![image.png](https://i.imgur.com/a3uAqnb.png)

# **🚀 Object Detection with Faster R-CNN**
In this lab, we will:

✅ Build a **custom Dataset class** for **Pascal VOC dataset**  
✅ Use a **pretrained Faster R-CNN model** for object detection  
✅ Train and evaluate the model  

---

## **1️⃣ Dataset Class**
We use the **Pascal VOC 2007 dataset**, which contains images with **bounding boxes and labels**.  
PyTorch provides a built-in dataset loader: `torchvision.datasets.VOCDetection`.

In [None]:
### **🔹 Load & Transform Dataset**
import torchvision
from torchvision.datasets import VOCDetection
from torch.utils.data import DataLoader
import torch

# Define dataset path and transformations
data_path = "./VOC_data/"
transform = torchvision.transforms.Compose([torchvision.transforms.ToTensor()])

# Load Pascal VOC dataset (train & test)
train_dataset = VOCDetection(root=data_path, year='2007', image_set='train', download=True, transform=transform)
test_dataset = VOCDetection(root=data_path, year='2007', image_set='test', download=True, transform=transform)

# Custom collate function to handle variable number of bounding boxes
def custom_collate_fn(data): # handel the dynmic of data set and يفرق بينهم seprated in
    return tuple(zip(*data))

# Create DataLoaders                 (Tip: Use lower batch size if encountered Out-of-Memory (OOM) error in Training)
train_loader = DataLoader(train_dataset, batch_size=1, shuffle=True, num_workers=2, collate_fn=custom_collate_fn)
test_loader = DataLoader(test_dataset, batch_size=1, shuffle=False, num_workers=2, collate_fn=custom_collate_fn)


Downloading http://host.robots.ox.ac.uk/pascal/VOC/voc2007/VOCtrainval_06-Nov-2007.tar to ./VOC_data/VOCtrainval_06-Nov-2007.tar


100%|██████████| 460M/460M [00:21<00:00, 21.6MB/s]


Extracting ./VOC_data/VOCtrainval_06-Nov-2007.tar to ./VOC_data/
Downloading http://host.robots.ox.ac.uk/pascal/VOC/voc2007/VOCtest_06-Nov-2007.tar to ./VOC_data/VOCtest_06-Nov-2007.tar


100%|██████████| 451M/451M [00:23<00:00, 19.6MB/s]

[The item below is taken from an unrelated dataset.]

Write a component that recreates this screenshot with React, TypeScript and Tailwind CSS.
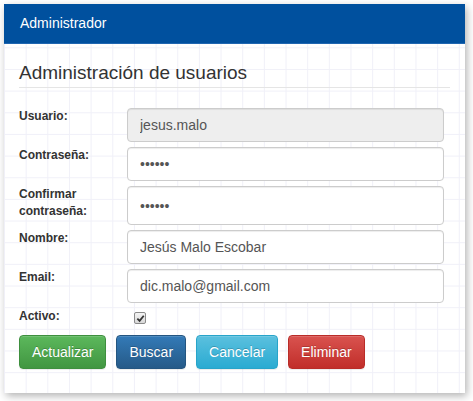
import React from "react";

function Row({ label, children, h = "h-[34px]" }: { label: React.ReactNode; children: React.ReactNode; h?: string }) {
  return (
    <div className="flex mb-[5px] pr-[6px]">
      <div className="w-[108px] shrink-0 text-[12px] leading-[17px] font-bold text-[#333]">{label}</div>
      <div className={`flex-1 ${h}`}>{children}</div>
    </div>
  );
}

function Input({ value, type = "text", disabled = false }: { value: string; type?: string; disabled?: boolean }) {
  return (
    <input
      readOnly
      type={type}
      value={value}
      className={`w-full h-full rounded-[4px] border border-[#ccc] px-[12px] text-[14px] text-[#555] outline-none shadow-[inset_0_1px_1px_rgba(0,0,0,0.075)] ${disabled ? "bg-[#eee]" : "bg-white"}`}
      style={{ fontFamily: '"Liberation Sans", Arial, sans-serif' }}
    />
  );
}

function Btn({ children, cls }: { children: React.ReactNode; cls: string }) {
  return (
    <button
      className={`h-[34px] px-[12px] rounded-[4px] border text-white text-[14px] shadow-[inset_0_1px_0_rgba(255,255,255,0.15),0_1px_1px_rgba(0,0,0,0.075)] [text-shadow:0_-1px_0_rgba(0,0,0,0.2)] ${cls}`}
    >
      {children}
    </button>
  );
}

export default function App() {
  return (
    <div className="w-[473px] h-[401px] bg-white" style={{ fontFamily: '"Liberation Sans", Arial, sans-serif' }}>
      <div className="absolute-none ml-[4px] pt-[4px]">
        <div className="w-[461px] bg-white bg-[linear-gradient(to_right,#f0f0f8_1px,transparent_1px),linear-gradient(to_bottom,#f0f0f8_1px,transparent_1px)] bg-[size:21.67px_21.67px] shadow-[2px_3px_8px_rgba(0,0,0,0.3)]">
          <div className="h-[40px] bg-[#00509e] border-b border-[#2066b0] flex items-center pl-[16px] text-white text-[14px]">
            Administrador
          </div>
          <div className="px-[15px] pt-[18px] pb-[24px]">
            <div className="text-[19px] leading-[21px] text-[#333] pb-[4px] border-b border-[#e5e5e5]">
              Administración de usuarios
            </div>
            <div className="mt-[20px]">
              <Row label="Usuario:">
                <Input value="jesus.malo" disabled />
              </Row>
              <Row label="Contraseña:">
                <Input value="123456" type="password" />
              </Row>
              <Row label={<>Confirmar<br />contraseña:</>} h="h-[39px]">
                <Input value="123456" type="password" />
              </Row>
              <Row label="Nombre:">
                <Input value="Jesús Malo Escobar" />
              </Row>
              <Row label="Email:">
                <Input value="dic.malo@gmail.com" />
              </Row>
              <Row label="Activo:" h="h-[22px]">
                <div className="pt-[4px] pl-[7px]">
                  <span className="flex items-center justify-center w-[12px] h-[12px] rounded-[2px] border border-[#8a8a8a] bg-[linear-gradient(to_bottom,#f4f4f4,#d8d8d8)]">
                    <svg width="9" height="9" viewBox="0 0 10 10">
                      <path d="M1.5 5.2 L4 7.6 L8.6 2" fill="none" stroke="#333" strokeWidth="2" />
                    </svg>
                  </span>
                </div>
              </Row>
              <div className="flex gap-[10px]">
                <Btn cls="bg-[linear-gradient(to_bottom,#5cb85c,#419641)] border-[#3e8f3e]">Actualizar</Btn>
                <Btn cls="bg-[linear-gradient(to_bottom,#337ab7,#265a88)] border-[#245580]">Buscar</Btn>
                <Btn cls="bg-[linear-gradient(to_bottom,#5bc0de,#2aabd2)] border-[#28a4c9]">Cancelar</Btn>
                <Btn cls="bg-[linear-gradient(to_bottom,#d9534f,#c12e2a)] border-[#b92c28]">Eliminar</Btn>
              </div>
            </div>
          </div>
        </div>
      </div>
    </div>
  );
}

Extracting ./VOC_data/VOCtest_06-Nov-2007.tar to ./VOC_data/


In [None]:
# Mappings of label names (found in dataset annotation) to integer IDs (or classes) which we will feed to the model
voc_classes = {
    "aeroplane": 0,
    "bicycle": 1,
    "bird": 2,
    "boat": 3,
    "bottle": 4,
    "bus": 5,
    "car": 6,
    "cat": 7,
    "chair": 8,
    "cow": 9,
    "diningtable": 10,
    "dog": 11,
    "horse": 12,
    "motorbike": 13,
    "person": 14,
    "pottedplant": 15,
    "sheep": 16,
    "sofa": 17,
    "train": 18,
    "tvmonitor": 19,
}

#  Reverse of label to class id mapping. needed because the model predictions will be ids and we need to change it to label to visualize it.
reverse_voc_classes = {v: k for k, v in voc_classes.items()}


### **🔹 Why Do We Need a Custom `collate_fn`?**
Unlike classification datasets, where each image has a **fixed shape and label**, object detection images have **variable numbers of bounding boxes**.  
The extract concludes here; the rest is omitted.